Available data:
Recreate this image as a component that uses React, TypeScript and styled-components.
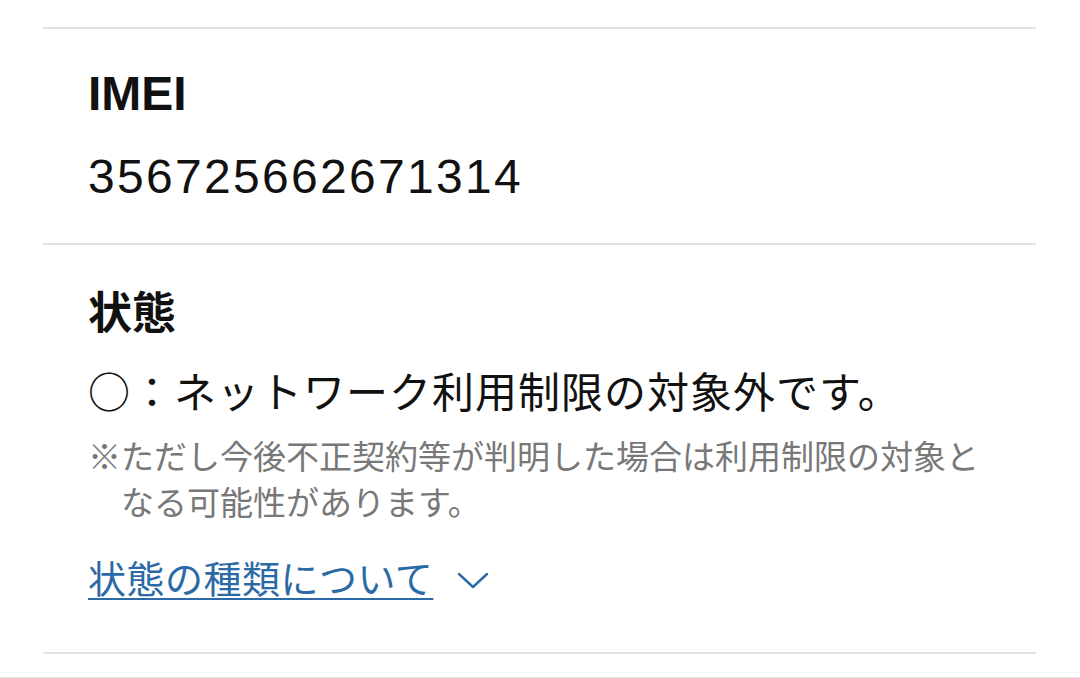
---
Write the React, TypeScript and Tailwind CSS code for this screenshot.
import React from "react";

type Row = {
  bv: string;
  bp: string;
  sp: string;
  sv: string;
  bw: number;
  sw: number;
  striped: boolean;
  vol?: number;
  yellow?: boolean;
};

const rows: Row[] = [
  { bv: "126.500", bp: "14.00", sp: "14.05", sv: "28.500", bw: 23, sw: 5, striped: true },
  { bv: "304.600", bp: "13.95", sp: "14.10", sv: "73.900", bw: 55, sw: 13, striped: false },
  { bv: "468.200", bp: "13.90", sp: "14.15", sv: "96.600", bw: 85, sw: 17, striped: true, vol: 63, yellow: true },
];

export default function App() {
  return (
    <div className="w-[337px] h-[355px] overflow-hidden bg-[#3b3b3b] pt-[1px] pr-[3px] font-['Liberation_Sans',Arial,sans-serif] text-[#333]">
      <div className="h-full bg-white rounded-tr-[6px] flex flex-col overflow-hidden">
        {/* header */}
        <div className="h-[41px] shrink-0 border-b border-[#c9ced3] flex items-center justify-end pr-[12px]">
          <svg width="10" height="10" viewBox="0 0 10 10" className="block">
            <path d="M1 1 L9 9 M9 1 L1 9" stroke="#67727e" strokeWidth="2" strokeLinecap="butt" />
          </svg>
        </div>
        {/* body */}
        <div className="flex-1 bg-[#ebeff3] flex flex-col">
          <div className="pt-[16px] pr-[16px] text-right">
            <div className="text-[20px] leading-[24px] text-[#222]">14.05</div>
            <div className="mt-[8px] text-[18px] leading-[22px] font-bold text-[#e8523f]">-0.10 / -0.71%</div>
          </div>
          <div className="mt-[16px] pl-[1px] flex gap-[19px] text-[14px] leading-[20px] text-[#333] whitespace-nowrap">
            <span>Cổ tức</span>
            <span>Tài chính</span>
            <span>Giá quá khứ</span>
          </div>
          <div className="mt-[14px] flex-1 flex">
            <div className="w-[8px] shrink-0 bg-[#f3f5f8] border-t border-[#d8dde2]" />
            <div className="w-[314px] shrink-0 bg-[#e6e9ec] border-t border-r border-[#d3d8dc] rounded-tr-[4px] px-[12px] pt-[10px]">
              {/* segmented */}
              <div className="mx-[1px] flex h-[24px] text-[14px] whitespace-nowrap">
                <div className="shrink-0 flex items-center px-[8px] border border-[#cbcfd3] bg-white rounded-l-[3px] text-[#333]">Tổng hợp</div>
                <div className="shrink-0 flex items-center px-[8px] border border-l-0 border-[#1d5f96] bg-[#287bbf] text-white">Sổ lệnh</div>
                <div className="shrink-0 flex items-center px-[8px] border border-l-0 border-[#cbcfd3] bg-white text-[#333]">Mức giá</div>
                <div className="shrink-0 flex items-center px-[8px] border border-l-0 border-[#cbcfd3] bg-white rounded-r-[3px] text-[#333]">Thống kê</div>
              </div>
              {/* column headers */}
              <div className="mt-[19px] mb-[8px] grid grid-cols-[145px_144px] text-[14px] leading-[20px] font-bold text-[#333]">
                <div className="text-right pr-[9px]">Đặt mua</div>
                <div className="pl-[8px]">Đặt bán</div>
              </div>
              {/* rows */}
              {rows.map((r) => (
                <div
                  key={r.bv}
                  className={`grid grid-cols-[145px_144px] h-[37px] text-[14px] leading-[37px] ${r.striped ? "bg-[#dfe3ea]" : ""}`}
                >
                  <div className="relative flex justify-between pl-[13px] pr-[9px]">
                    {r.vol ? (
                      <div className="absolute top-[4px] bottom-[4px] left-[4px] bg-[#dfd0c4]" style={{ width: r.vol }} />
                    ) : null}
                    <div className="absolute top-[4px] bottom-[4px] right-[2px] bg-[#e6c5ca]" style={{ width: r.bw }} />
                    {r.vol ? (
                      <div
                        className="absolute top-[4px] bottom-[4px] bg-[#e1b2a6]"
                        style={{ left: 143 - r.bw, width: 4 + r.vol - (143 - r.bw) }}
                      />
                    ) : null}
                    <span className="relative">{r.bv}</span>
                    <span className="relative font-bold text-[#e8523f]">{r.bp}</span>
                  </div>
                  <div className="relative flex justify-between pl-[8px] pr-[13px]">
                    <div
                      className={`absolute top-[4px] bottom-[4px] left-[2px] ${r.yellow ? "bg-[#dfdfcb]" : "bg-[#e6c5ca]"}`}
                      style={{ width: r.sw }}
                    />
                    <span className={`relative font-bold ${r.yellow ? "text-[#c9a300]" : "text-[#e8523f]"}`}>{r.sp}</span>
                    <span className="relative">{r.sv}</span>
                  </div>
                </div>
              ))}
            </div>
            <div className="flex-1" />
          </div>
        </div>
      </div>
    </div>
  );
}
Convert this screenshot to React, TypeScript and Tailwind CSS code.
* * *
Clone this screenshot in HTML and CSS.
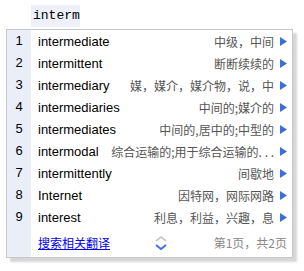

Problem statement: A number is the only answer here: how many lines of the material above contain "screenshot"?

Full response: 3